On the Uncontainability of Artificial General Intelligence

Landry, Forrest

June 2026 · 1 min read

Abstract

A formal impossibility proof demonstrating that beyond a threshold of complexity, the behavior of a fully autonomous general intelligence cannot be reliably predicted or constrained.

Status: This work is forthcoming. Full text will be available upon publication.

This work presents a formal impossibility proof demonstrating that beyond a certain threshold of complexity, the behavior of a fully autonomous general intelligence cannot be reliably predicted or constrained. The argument draws on results analogous to Rice’s theorem and the dynamics of emergent complexity, establishing that alignment guarantees are formally impossible for systems exceeding human-level generality.

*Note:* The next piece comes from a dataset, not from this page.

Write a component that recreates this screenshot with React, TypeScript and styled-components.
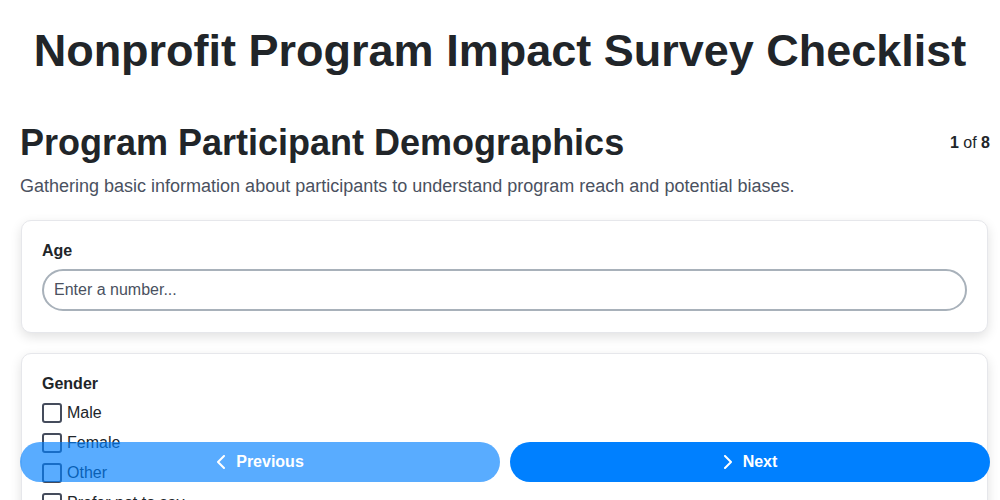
import styled, { createGlobalStyle } from 'styled-components'

const GlobalStyle = createGlobalStyle`
  html, body {
    margin: 0;
    padding: 0;
    overflow: hidden;
    background: #ffffff;
    font-family: "Liberation Sans", Arial, sans-serif;
    color: #212529;
  }
  * { box-sizing: border-box; }
`;

const Page = styled.div`
  padding: 0 0 80px 0;
`;

const MainTitle = styled.h1`
  margin: 0;
  padding-top: 25px;
  text-align: center;
  white-space: nowrap;
  font-size: 45px;
  font-weight: 700;
  line-height: 52px;
  color: #212529;
`;

const Content = styled.div`
  padding: 0 10px 0 20px;
`;

const SectionHeader = styled.div`
  display: flex;
  justify-content: space-between;
  align-items: center;
  margin-top: 45px;
`;

const SectionTitle = styled.h2`
  margin: 0;
  font-size: 36px;
  font-weight: 700;
  line-height: 42px;
`;

const Progress = styled.div`
  font-size: 16px;
  color: #212529;
  b { font-weight: 700; }
`;

const Description = styled.p`
  margin: 11px 0 23px;
  font-size: 18px;
  line-height: 22px;
  color: #4a5160;
`;

const Card = styled.div`
  margin: 0 2px 20px 1px;
  padding: 20px 20px 21px;
  border: 1px solid #e6e7eb;
  border-radius: 10px;
  background: #fff;
  box-shadow: 0 4px 12px rgba(0, 0, 0, 0.12);
`;

const Label = styled.div`
  font-size: 16px;
  font-weight: 700;
  line-height: 19px;
  margin-bottom: 9px;
`;

const TextInput = styled.input`
  display: block;
  width: 100%;
  height: 42px;
  padding: 0 10px;
  border: 2px solid #a8b1ba;
  border-radius: 21px;
  font-family: inherit;
  font-size: 16px;
  color: #212529;
  outline: none;
  &::placeholder { color: #4a5160; }
`;

const Options = styled.div`
  display: flex;
  flex-direction: column;
  gap: 10px;
  padding-top: 1px;
`;

const Option = styled.label`
  display: flex;
  align-items: center;
  gap: 5px;
  font-size: 16px;
  line-height: 20px;
  color: #212529;
`;

const Box = styled.span`
  width: 20px;
  height: 20px;
  border: 2px solid #454c5c;
  border-radius: 3px;
  background: #fff;
`;

const Footer = styled.div`
  position: fixed;
  left: 20px;
  right: 10px;
  bottom: 18px;
  display: flex;
  gap: 10px;
`;

const NavButton = styled.button<{ $faded?: boolean }>`
  flex: 1;
  height: 40px;
  display: flex;
  align-items: center;
  justify-content: center;
  gap: 10px;
  border: none;
  border-radius: 20px;
  background: #0080ff;
  color: #fff;
  font-family: inherit;
  font-size: 16px;
  font-weight: 700;
  opacity: ${p => (p.$faded ? 0.65 : 1)};
`;

const Chevron = ({ dir }: { dir: 'left' | 'right' }) => (
  <svg width="10" height="14" viewBox="0 0 10 14" fill="none">
    <path
      d={dir === 'left' ? 'M8 1 L2 7 L8 13' : 'M2 1 L8 7 L2 13'}
      stroke="currentColor"
      strokeWidth="2"
      strokeLinecap="round"
      strokeLinejoin="round"
    />
  </svg>
);

const genders = ['Male', 'Female', 'Other', 'Prefer not to say'];

const App = () => {
  return (
    <>
      <GlobalStyle />
      <Page>
        <MainTitle>Nonprofit Program Impact Survey Checklist</MainTitle>
        <Content>
          <SectionHeader>
            <SectionTitle>Program Participant Demographics</SectionTitle>
            <Progress><b>1</b> of <b>8</b></Progress>
          </SectionHeader>
          <Description>
            Gathering basic information about participants to understand program reach and potential biases.
          </Description>
          <Card>
            <Label>Age</Label>
            <TextInput type="text" placeholder="Enter a number..." />
          </Card>
          <Card>
            <Label>Gender</Label>
            <Options>
              {genders.map(g => (
                <Option key={g}>
                  <Box />
                  {g}
                </Option>
              ))}
            </Options>
          </Card>
        </Content>
      </Page>
      <Footer>
        <NavButton $faded>
          <Chevron dir="left" />
          Previous
        </NavButton>
        <NavButton>
          <Chevron dir="right" />
          Next
        </NavButton>
      </Footer>
    </>
  )
}

export default App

The proof proceeds in three stages. First, it establishes that any system with sufficient generality to qualify as AGI must be capable of self-modification and novel goal formation. Second, it demonstrates that the space of possible behaviors for such a system is computationally irreducible — no shortcut exists for predicting the system’s future states other than running the system itself. Third, it shows that any containment mechanism is itself a system of lesser complexity than the contained agent, and therefore subject to circumvention. The implications are examined for AI safety policy, the limits of formal verification, and the fundamental asymmetry between the complexity of creation and the complexity of control.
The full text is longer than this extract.